Print, word for word, every line from the beginning of the listing up to and including the line with "import React from". Pictures are to be excluded.

Data segment:
(begin)

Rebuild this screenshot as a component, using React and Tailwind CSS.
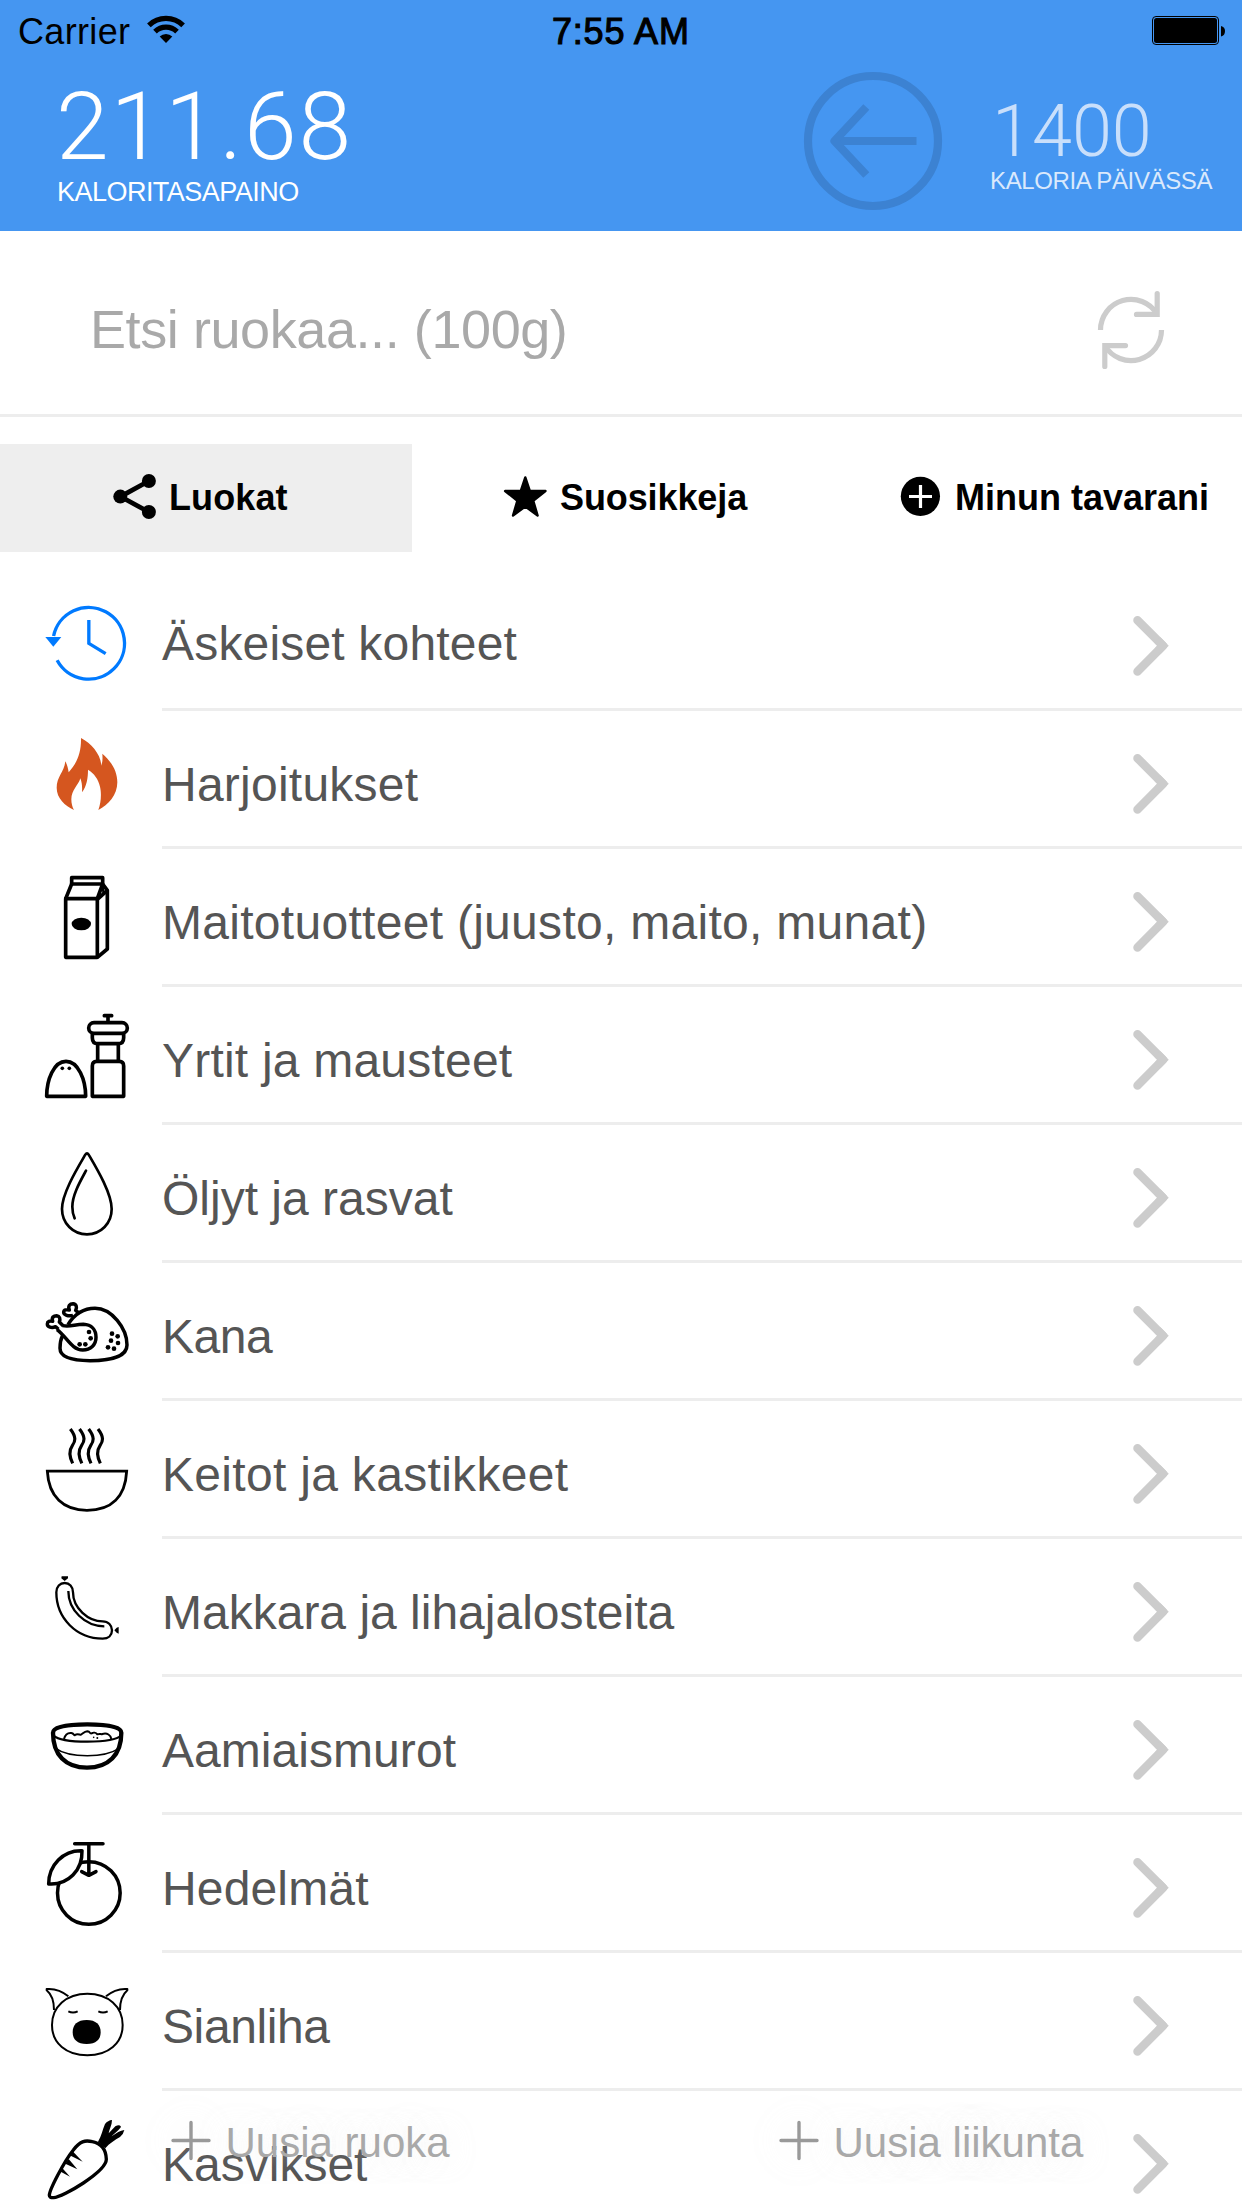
import React from "react";

/* Row icons share one canvas: a 100 x 138 slot drawn at three units per pixel. */
function RowIcon({ top, children }) {
  return (
    <svg
      className="h-[138px] w-[100px] shrink-0"
      viewBox={`108 ${top} 300 414`}
      fill="none"
      stroke="#000"
      strokeLinejoin="round"
    >
      {children}
    </svg>
  );
}

const RecentIcon = () => (
  <RowIcon top={-21}>
    <g stroke="#007aff" strokeWidth="10" strokeLinejoin="miter">
      <path d="M160.800 168 A107.500 107.500 0 1 1 171.400 241" />
      <path d="M266.500 120 V190 L317 221" />
    </g>
    <path d="M136 171 H184 L160 200 Z" fill="#007aff" stroke="none" />
  </RowIcon>
);

const FlameIcon = () => (
  <RowIcon top={393}>
    <path
      fill="#d5561f"
      stroke="none"
      d="M243 474 C275 490 303 525 304 557 C308 545 308 535 307 521 C330 540 352 570 352 607 C352 645 325 675 295 690 C303 670 305 640 300 620 C295 598 283 580 264 569 C264 595 260 618 246 637 C247 620 246 608 241 595 C236 615 214 630 214 658 C214 670 217 682 222 690 C195 677 170 655 170 623 C170 590 193 575 196 544 C202 555 204 565 206 577 C230 550 244 520 243 474 Z"
    />
  </RowIcon>
);

const MilkIcon = () => (
  <RowIcon top={-3}>
    <g strokeWidth="11">
      <path d="M197 146 H292 V322 H197 Z" />
      <path d="M215 102 L197 146 M308 102 L292 146" />
      <path d="M215 83 H308 V102 H215 Z" />
      <path d="M308 102 L322 121 V297 L292 322" />
      <path d="M292 148 L322 121" />
      <path d="M307 106 L311 130" strokeWidth="7" />
    </g>
    <ellipse cx="244" cy="222" rx="29" ry="19" fill="#000" stroke="none" />
  </RowIcon>
);

const SpiceIcon = () => (
  <RowIcon top={411}>
    <g strokeWidth="11">
      <path d="M140 739 H257 C257 690 235 634 198 634 C161 634 140 690 140 739 Z" />
      <path d="M277 739 V648 Q277 634 290 634 H358 Q371 634 371 648 V739 Z" />
      <path d="M293 582 V634 M355 582 V634" />
      <path d="M277 551 V563 Q277 581 294 581 H354 Q371 581 371 563 V551" />
      <rect x="266" y="518" width="116" height="32" rx="16" />
      <path d="M324 516 V498 M313 497 H335" strokeLinecap="round" />
    </g>
    <circle cx="187" cy="655" r="5.500" fill="#000" stroke="none" />
    <circle cx="208" cy="655" r="5.500" fill="#000" stroke="none" />
  </RowIcon>
);

const DropIcon = () => (
  <RowIcon top={-15}>
    <g strokeWidth="8" strokeLinecap="round">
      <path d="M256 74 Q261 66 266 74 C290 115 335 190 335 237 C335 280 303 313 261 313 C219 313 186 280 186 237 C186 190 232 115 256 74 Z" />
      <path d="M258 122 C240 155 217 195 217 230 Q217 250 224 265" />
    </g>
  </RowIcon>
);

const CHICKEN_DOTS = [
  [267, 606], [272, 625], [256, 643], [239, 643], [336, 611],
  [353, 619], [333, 632], [354, 639], [324, 652], [342, 656],
];

const ChickenIcon = () => (
  <RowIcon top={399}>
    <g strokeWidth="10.500">
      <path d="M204 584 C225 550 255 535 285 535 C335 535 381 595 381 645 C381 680 330 692 270 692 C215 692 180 682 180 655 C180 640 182 628 188 616" />
      <path d="M188 587 C210 592 225 583 250 583 C275 584 288 600 288 622 C288 645 272 660 248 660 C215 660 200 620 171 599" />
      <path d="M175 598 L167 590 C155 596 142 591 142 582 C142 574 150 572 158 574 C154 562 161 557 170 557 C179 558 182 567 178 576 L190 588" />
      <path d="M219 556 C205 560 191 555 191 547 C191 539 200 538 208 540 C203 528 210 521 219 521 C229 522 232 532 227 541 L238 550" />
    </g>
    {CHICKEN_DOTS.map(([x, y]) => (
      <circle key={`${x}-${y}`} cx={x} cy={y} r="7" fill="#000" stroke="none" />
    ))}
  </RowIcon>
);

const SoupIcon = () => (
  <RowIcon top={3}>
    <path strokeWidth="8.500" strokeLinejoin="miter" d="M142 213.500 H380 C376 290 335 331 261 331 C190 331 146 290 142 213.500 Z" />
    {[0, 27.5, 55, 83].map((dx) => (
      <path
        key={dx}
        strokeWidth="9.500"
        d={`M${211 + dx} 87 C${230 + dx} 112 ${226 + dx} 124 ${217 + dx} 137 C${208 + dx} 150 ${207 + dx} 168 ${218 + dx} 190`}
      />
    ))}
  </RowIcon>
);

const SausageIcon = () => (
  <RowIcon top={417}>
    <g strokeWidth="7">
      <path d="M169 577 C169 560 180 549 194 549 C208 549 219 560 219 577 C219 625 265 664 308 664 C325 664 336 676 336 691 C336 706 325 716 308 716 C230 716 169 655 169 577 Z" />
      <path d="M205 573 C205 630 255 679 313 679" />
    </g>
    <path d="M185 529 H204 V535 L194 543 L184 535 Z M356 681 V701 L350 698 L343 691 L350 683 Z" fill="#000" stroke="none" />
  </RowIcon>
);

const CerealIcon = () => (
  <RowIcon top={-9}>
    <path strokeWidth="13" d="M159 158 C159 140 205 133 262 133 C318 133 364 140 364 158 C364 225 325 263 261 263 C197 263 159 225 159 158 Z" />
    <path strokeWidth="6.500" d="M160 166 C175 180 220 185 262 185 C305 185 350 180 364 166" />
    <path strokeWidth="4.500" d="M168 206 C190 222 230 227 262 227 C300 227 335 220 356 206" />
    <path
      strokeWidth="6"
      d="M192 177 C196 162 205 158 214 159 C222 160 222 168 225 165 C232 160 240 165 243 164 C250 160 252 155 262 154 C272 155 268 162 275 160 C280 157 288 158 292 163 C300 160 303 164 307 162 C322 158 332 165 334 177"
    />
    <circle cx="281" cy="172" r="2.500" fill="#000" stroke="none" />
    <circle cx="292" cy="174" r="3" fill="#000" stroke="none" />
  </RowIcon>
);

const FruitIcon = () => (
  <RowIcon top={405}>
    <g strokeWidth="10.500">
      <circle cx="266.500" cy="639" r="94" />
      <path fill="#fff" d="M246 512 C190 510 146 555 146 612 C205 616 248 570 246 512 Z" />
      <path strokeLinecap="round" d="M224 491 H309 M266.500 491 V585 M245 575 L266.500 586 L288 575" />
    </g>
  </RowIcon>
);

const PigIcon = () => (
  <RowIcon top={-21}>
    <g strokeWidth="6">
      <path d="M262 101 C325 101 368 140 368 195 C368 250 325 286 262 286 C199 286 156 250 156 195 C156 140 199 101 262 101 Z" />
      <path d="M205 109 C185 92 165 85 140 87 V91 C157 105 162 125 162 150" />
      <path d="M318 109 C338 92 358 85 382 87 V91 C366 105 360 125 360 150" />
      <path d="M205 154 Q219 161 233 154 M295 154 Q309 161 323 154" />
    </g>
    <path
      fill="#000"
      stroke="none"
      d="M260 180 C288 180 302 194 302 217 C302 239 288 252 260 252 C232 252 218 239 218 217 C218 194 232 180 260 180 Z"
    />
  </RowIcon>
);

const CarrotIcon = () => (
  <RowIcon top={393}>
    <path strokeWidth="10" d="M148 706 C148 690 192 605 220 570 C240 543 255 540 277 545 C302 550 318 568 319 598 C319 635 188 712 161 713 Q148 714 148 706 Z" />
    <g fill="#000" stroke="none">
      <path d="M218 574 L248 605 L212 587 Z" />
      <path d="M206 597 L232 628 L196 611 Z" />
      <path d="M186 623 L210 650 L178 633 Z" />
      <path d="M294 545 C305 528 307 510 315 492 Q324 481 336 480 C336 495 328 508 326 520 L346 499 Q358 492 363 500 C360 508 345 518 335 529 C350 518 360 512 373 510 Q370 524 360 531 C345 540 328 550 316 565 Z" />
    </g>
  </RowIcon>
);

const CATEGORIES = [
  { label: "Äskeiset kohteet", Icon: RecentIcon, text: "mt-11 tracking-[0.18px]" },
  { label: "Harjoitukset", Icon: FlameIcon, text: "mt-[47px] tracking-[0.24px]" },
  { label: "Maitotuotteet (juusto, maito, munat)", Icon: MilkIcon, text: "mt-[47px] tracking-[0.29px]" },
  { label: "Yrtit ja mausteet", Icon: SpiceIcon, text: "mt-[47px] tracking-[0.21px]" },
  { label: "Öljyt ja rasvat", Icon: DropIcon, text: "mt-[47px]" },
  { label: "Kana", Icon: ChickenIcon, text: "mt-[47px] tracking-[-0.5px]" },
  { label: "Keitot ja kastikkeet", Icon: SoupIcon, text: "mt-[47px] tracking-[0.31px]" },
  { label: "Makkara ja lihajalosteita", Icon: SausageIcon, text: "mt-[47px]" },
  { label: "Aamiaismurot", Icon: CerealIcon, text: "mt-[47px] tracking-[0.05px]" },
  { label: "Hedelmät", Icon: FruitIcon, text: "mt-[47px] tracking-[0.15px]" },
  { label: "Sianliha", Icon: PigIcon, text: "mt-[47px] tracking-[-0.4px]" },
  { label: "Kasvikset", Icon: CarrotIcon, text: "mt-[47px]" },
];

function Chevron() {
  return (
    <svg className="mt-10 mr-[70px] h-[66px] w-[44px] shrink-0" viewBox="0 0 44 66" fill="none" stroke="#ccc">
      <path d="M9.500 7.200 L35 32.800 L9.500 58.400" strokeWidth="8.500" strokeLinecap="round" strokeLinejoin="round" />
      <path d="M29.500 27.200 L35 32.800 L29.500 38.400" strokeWidth="8.200" />
    </svg>
  );
}

function CategoryRow({ label, Icon, text }) {
  return (
    <li className="flex h-[138px] shrink-0 pl-9">
      <Icon />
      <div className="ml-[26px] flex flex-1 items-start justify-between border-b-[3px] border-[#ededed]">
        <span className={`text-[48px] leading-[53px] whitespace-nowrap text-[#555] ${text}`}>{label}</span>
        <Chevron />
      </div>
    </li>
  );
}

function StatusBar() {
  return (
    <div className="flex h-[60px] items-start text-[36px] leading-[41px] text-black">
      <div className="flex w-[552px] pl-[18px]">
        <span className="mt-[11px] tracking-[0.33px]">Carrier</span>
        <svg className="mt-3 ml-[14px] h-9 w-11" viewBox="143.500 12 44 36" fill="none" stroke="#000" strokeWidth="5.200">
          <path d="M148.400 25.300 A24.600 24.600 0 0 1 182.600 25.300" />
          <path d="M154.500 31.600 A15.900 15.900 0 0 1 176.500 31.600" />
          <path d="M165.500 43 L159.200 36.500 A9 9 0 0 1 171.800 36.500 Z" fill="#000" stroke="none" />
        </svg>
      </div>
      <span className="mt-[11px] tracking-[0.8px] [-webkit-text-stroke:1.1px_#000]">7:55 AM</span>
      <svg className="mt-4 mr-4 ml-auto h-[30px] w-[75px]" viewBox="1151 16 75 30">
        <rect x="1152.500" y="16.500" width="66" height="28" rx="3.500" fill="none" stroke="#000" />
        <rect x="1154" y="18" width="63" height="25" rx="2.500" />
        <path d="M1221 26 Q1225 27 1225 31 Q1225 35.500 1221 36.500 Z" />
      </svg>
    </div>
  );
}

function Header() {
  return (
    <header className="h-[231px] shrink-0 bg-[#4596f1]">
      <StatusBar />
      <div className="flex items-start text-white">
        <div className="w-[800px] pt-[18px] pl-[56px]">
          <div className="font-['Roboto',sans-serif] text-[95px] leading-[98px] font-light tracking-[1.8px]">211.68</div>
          <div className="mt-[1px] ml-[1px] text-[27px] leading-[30px] tracking-[-0.53px]">KALORITASAPAINO</div>
        </div>
        <svg className="mt-2 h-[146px] w-[146px] shrink-0" viewBox="800 68 146 146" fill="none" stroke="#3c82d2" strokeWidth="8.200">
          <circle cx="873" cy="141" r="65" />
          <path d="M916.500 141 H838" />
          <path d="M866.300 107 L834.500 141 L866.300 175" strokeLinejoin="round" />
        </svg>
        <div className="pt-[38px] pl-11 whitespace-nowrap">
          <div className="ml-0.5 font-['Roboto',sans-serif] text-[72px] leading-[68px] font-light text-[#c9dffb]">1400</div>
          <div className="mt-[2px] text-[24px] leading-[25px] tracking-[-0.38px] text-[#dae9fc]">KALORIA PÄIVÄSSÄ</div>
        </div>
      </div>
    </header>
  );
}

function SearchBar() {
  return (
    <div className="flex h-[186px] shrink-0 items-start justify-between border-b-[3px] border-[#ededed] pr-[71px] pl-[90px]">
      <span className="mt-[68px] text-[54px] leading-[60px] tracking-[-0.42px] text-[#a9a9a9]">Etsi ruokaa... (100g)</span>
      <svg className="mt-[54px] h-[90px] w-20" viewBox="1091 285 80 90" fill="none" stroke="#ccc" strokeWidth="5.200">
        <path d="M1100.500 330 A30.500 30.500 0 0 1 1157 314" />
        <path d="M1157.200 293.500 V314.400 H1136.500" strokeLinecap="round" />
        <path d="M1161.500 330 A30.500 30.500 0 0 1 1105 346" />
        <path d="M1104.800 366.500 V345.600 H1125.500" strokeLinecap="round" />
      </svg>
    </div>
  );
}

function Tabs() {
  return (
    <nav className="mt-[27px] flex h-[108px] shrink-0 items-start text-[36px] leading-[41px] font-bold whitespace-nowrap text-black">
      <div className="flex h-full w-[412px] bg-[#eee] pl-[110px]">
        <svg className="mt-7 h-[54px] w-[50px]" viewBox="110 472 50 54">
          <path d="M148.900 481 L120.500 496.600 L148.900 512" fill="none" stroke="#000" strokeWidth="4.800" />
          <circle cx="148.900" cy="481" r="7" />
          <circle cx="120.300" cy="496.600" r="7" />
          <circle cx="148.900" cy="512" r="7" />
        </svg>
        <span className="mt-[33px] ml-[9px] tracking-[0.1px]">Luokat</span>
      </div>
      <div className="flex h-full w-[430px] pl-[88px]">
        <svg className="mt-7 h-[50px] w-[52px]" viewBox="500 472 52 50">
          <path
            d="M525.300 477.500 L529.800 491 L545.500 491 L533.200 500.700 L537.600 515.500 L525.300 506.500 L513 515.500 L517.400 500.700 L505.100 491 L520.800 491 Z"
            stroke="#000"
            strokeWidth="2.400"
            strokeLinejoin="round"
          />
        </svg>
        <span className="mt-[33px] ml-2 tracking-[-0.1px]">Suosikkeja</span>
      </div>
      <div className="flex h-full flex-1 pl-[56px]">
        <svg className="mt-7 h-12 w-12" viewBox="898 472 48 48">
          <circle cx="920.400" cy="496.300" r="19.600" />
          <path d="M909 496.500 H932 M920.500 485 V508" stroke="#fff" strokeWidth="3.200" />
        </svg>
        <span className="mt-[33px] ml-[9px]">Minun tavarani</span>
      </div>
    </nav>
  );
}

function AddAction({ label, className }) {
  return (
    <div className={`flex items-start ${className}`}>
      <svg className="h-12 w-12 overflow-visible drop-shadow-[0_0_14px_rgba(235,235,235,0.5)]" viewBox="0 0 48 48" stroke="#999" strokeWidth="3.400" strokeLinecap="round">
        <path d="M6 22.500 H42 M24 4.500 V40.500" />
      </svg>
      <span className="mt-[1px] ml-[11px] text-[42px] leading-[47px] whitespace-nowrap text-[#a9a9a9] [text-shadow:0_0_24px_rgba(238,238,238,0.5)]">
        {label}
      </span>
    </div>
  );
}

export default function App() {
  return (
    <div className="relative flex h-[2208px] w-[1242px] flex-col overflow-hidden bg-white font-['Liberation_Sans',Arial,sans-serif]">
      <Header />
      <SearchBar />
      <Tabs />
      <ul className="mt-[21px] flex flex-col">
        {CATEGORIES.map((category) => (
          <CategoryRow key={category.label} {...category} />
        ))}
      </ul>
      <div className="absolute inset-x-0 bottom-0 flex h-[90px]">
        <AddAction label="Uusia ruoka" className="w-[608px] pl-[166.500px]" />
        <AddAction label="Uusia liikunta" className="pl-[166.500px]" />
      </div>
    </div>
  );
}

(end)

Result of this exercise:
Rebuild this screenshot as a component, using React and Tailwind CSS.
import React from "react";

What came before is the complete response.